— Given request —
Show all lines holding "React".

===== Supplied material =====

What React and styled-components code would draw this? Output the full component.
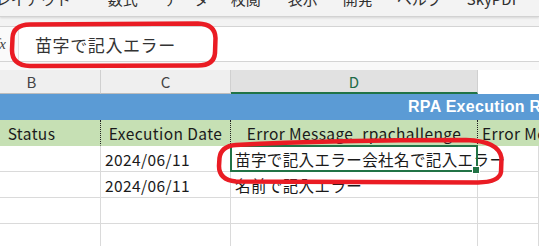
import React from 'react';
import styled, { createGlobalStyle } from 'styled-components';

const GlobalStyle = createGlobalStyle`
  html, body {
    margin: 0;
    padding: 0;
    background: #ffffff;
    overflow: hidden;
  }
  body {
    font-family: 'Noto Sans CJK JP', 'Noto Sans', sans-serif;
  }
`;

const Page = styled.div`
  position: relative;
  width: 539px;
  height: 246px;
  overflow: hidden;
  background: #ffffff;
`;

const TabStrip = styled.div`
  height: 16px;
  display: flex;
  background: #f3f3f3;
  border-bottom: 1px solid #d2d2d2;
  box-shadow: 0 1px 2px rgba(0, 0, 0, 0.12);
  overflow: hidden;
  position: relative;
  z-index: 1;
`;

const Tab = styled.span`
  position: relative;
  top: -10px;
  font-size: 15px;
  line-height: 18px;
  color: #303030;
  white-space: nowrap;
  margin-left: ${p => p.$gap}px;
`;

const Band = styled.div`
  height: ${p => p.$h}px;
  background: ${p => p.$bg || '#f3f3f3'};
`;

const FormulaBar = styled.div`
  height: 34px;
  display: flex;
  border-top: 1px solid #d4d4d4;
  border-bottom: 1px solid #d4d4d4;
  background: #ffffff;
`;

const FxBox = styled.div`
  width: 18px;
  display: flex;
  align-items: center;
  justify-content: flex-end;
  overflow: hidden;
  border-right: 1px solid #e2e2e2;
  background: #fafafa;
`;

const Fx = styled.span`
  font-family: 'Liberation Serif', serif;
  font-style: italic;
  font-size: 15px;
  color: #404040;
  margin-right: 12px;
`;

const FormulaInput = styled.div`
  flex: 1;
  display: flex;
  align-items: center;
  padding-left: 16px;
  font-size: 17px;
  color: #333333;
  letter-spacing: 0.6px;
`;

const Sheet = styled.div`
  margin-left: -37px;
  width: 576px;
`;

const Row = styled.div`
  display: grid;
  grid-template-columns: 138px 130px 247px 1fr;
  height: ${p => p.$h || 26}px;
  background: ${p => p.$bg || '#ffffff'};
`;

const HeaderCell = styled.div`
  display: flex;
  align-items: center;
  justify-content: center;
  font-size: 15px;
  color: ${p => (p.$active ? '#1e6b47' : '#444444')};
  background: ${p => (p.$active ? '#e1e1e1' : p.$blank ? '#ffffff' : '#efefef')};
  border-right: 1px solid ${p => (p.$blank ? 'transparent' : '#d0d0d0')};
  border-bottom: ${p => (p.$active ? '2px solid #217346' : p.$blank ? '0' : '1px solid #bcbcbc')};
  box-sizing: border-box;
`;

const TitleRow = styled.div`
  height: 26px;
  background: #5b9bd5;
  display: flex;
  align-items: center;
  padding-left: 445px;
  overflow: hidden;
  white-space: nowrap;
  font-family: 'Liberation Sans', 'Noto Sans', sans-serif;
  font-weight: bold;
  font-size: 16px;
  letter-spacing: 0.3px;
  color: #ffffff;
`;

const Cell = styled.div`
  position: relative;
  display: flex;
  align-items: center;
  justify-content: ${p => (p.$center ? 'center' : 'flex-start')};
  padding-left: ${p => (p.$center ? 0 : 4)}px;
  font-size: 15.5px;
  letter-spacing: 0.4px;
  color: #1a1a1a;
  white-space: nowrap;
  box-sizing: border-box;
  border-right: 1px ${p => (p.$dotted ? 'dotted #222222' : 'solid #dadada')};
  border-bottom: 1px solid ${p => (p.$noLine ? 'transparent' : '#dadada')};
  z-index: ${p => (p.$over ? 2 : 0)};
`;

const Selection = styled.div`
  position: absolute;
  left: -1px;
  top: -1px;
  right: -1px;
  bottom: -1px;
  border: 2px solid #217346;
  pointer-events: none;
`;

const Handle = styled.div`
  position: absolute;
  right: -4px;
  bottom: -4px;
  width: 6px;
  height: 6px;
  background: #217346;
  border: 1px solid #ffffff;
`;

const Overlay = styled.svg`
  position: absolute;
  left: 0;
  top: 0;
  pointer-events: none;
  z-index: 5;
`;

const tabs = [
  { label: 'ージレイアウト', gap: -34 },
  { label: '数式', gap: 37 },
  { label: 'データ', gap: 26 },
  { label: '校閲', gap: 22 },
  { label: '表示', gap: 27 },
  { label: '開発', gap: 25 },
  { label: 'ヘルプ', gap: 24 },
  { label: 'SkyPDF', gap: 25 },
];

const dataRows = [
  { date: '2024/06/11', msg: '苗字で記入エラー会社名で記入エラー', selected: true },
  { date: '2024/06/11', msg: '名前で記入エラー' },
  {},
  {},
];

export default function App() {
  return (
    <Page>
      <GlobalStyle />
      <TabStrip>
        {tabs.map(t => (
          <Tab key={t.label} $gap={t.gap}>{t.label}</Tab>
        ))}
      </TabStrip>
      <Band $h={9} />
      <FormulaBar>
        <FxBox><Fx>fx</Fx></FxBox>
        <FormulaInput>苗字で記入エラー</FormulaInput>
      </FormulaBar>
      <Band $h={8} $bg="#f8f8f8" />
      <Sheet>
        <Row $h={24}>
          <HeaderCell>B</HeaderCell>
          <HeaderCell>C</HeaderCell>
          <HeaderCell $active>D</HeaderCell>
          <HeaderCell $blank />
        </Row>
        <TitleRow>RPA Execution Report</TitleRow>
        <Row $bg="#c6e0b4">
          <Cell $center $dotted $noLine>Status</Cell>
          <Cell $center $dotted $noLine>Execution Date</Cell>
          <Cell $center $dotted $noLine>Error Message_rpachallenge</Cell>
          <Cell $noLine>Error Message</Cell>
        </Row>
        {dataRows.map((r, i) => (
          <Row key={i}>
            <Cell />
            <Cell>{r.date}</Cell>
            <Cell $over={r.selected} style={{ borderRightColor: r.selected ? 'transparent' : undefined }}>
              {r.msg}
              {r.selected && (
                <Selection>
                  <Handle />
                </Selection>
              )}
            </Cell>
            <Cell />
          </Row>
        ))}
      </Sheet>
      <Overlay width="539" height="246" viewBox="0 0 539 246">
        <path
          d="M 30 24.5 L 198 23.5 Q 215 24 215.5 38 L 215 53 Q 214 65.5 198 65.5 L 30 66 Q 12 65.5 12 50 L 12.5 38 Q 13 25 30 24.5 Z"
          fill="none"
          stroke="#ea1c24"
          strokeWidth="4.5"
        />
        <path
          d="M 236 145 Q 330 140 466 140 Q 499 141 501.5 158 L 501 172 Q 499.5 182 478 182.5 L 236 181.5 Q 219 180 219 166 L 219.5 158 Q 221 146 236 145 Z"
          fill="none"
          stroke="#ea1c24"
          strokeWidth="4.5"
        />
      </Overlay>
    </Page>
  );
}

=====

— Correct result —
What React and styled-components code would draw this? Output the full component.
import React from 'react';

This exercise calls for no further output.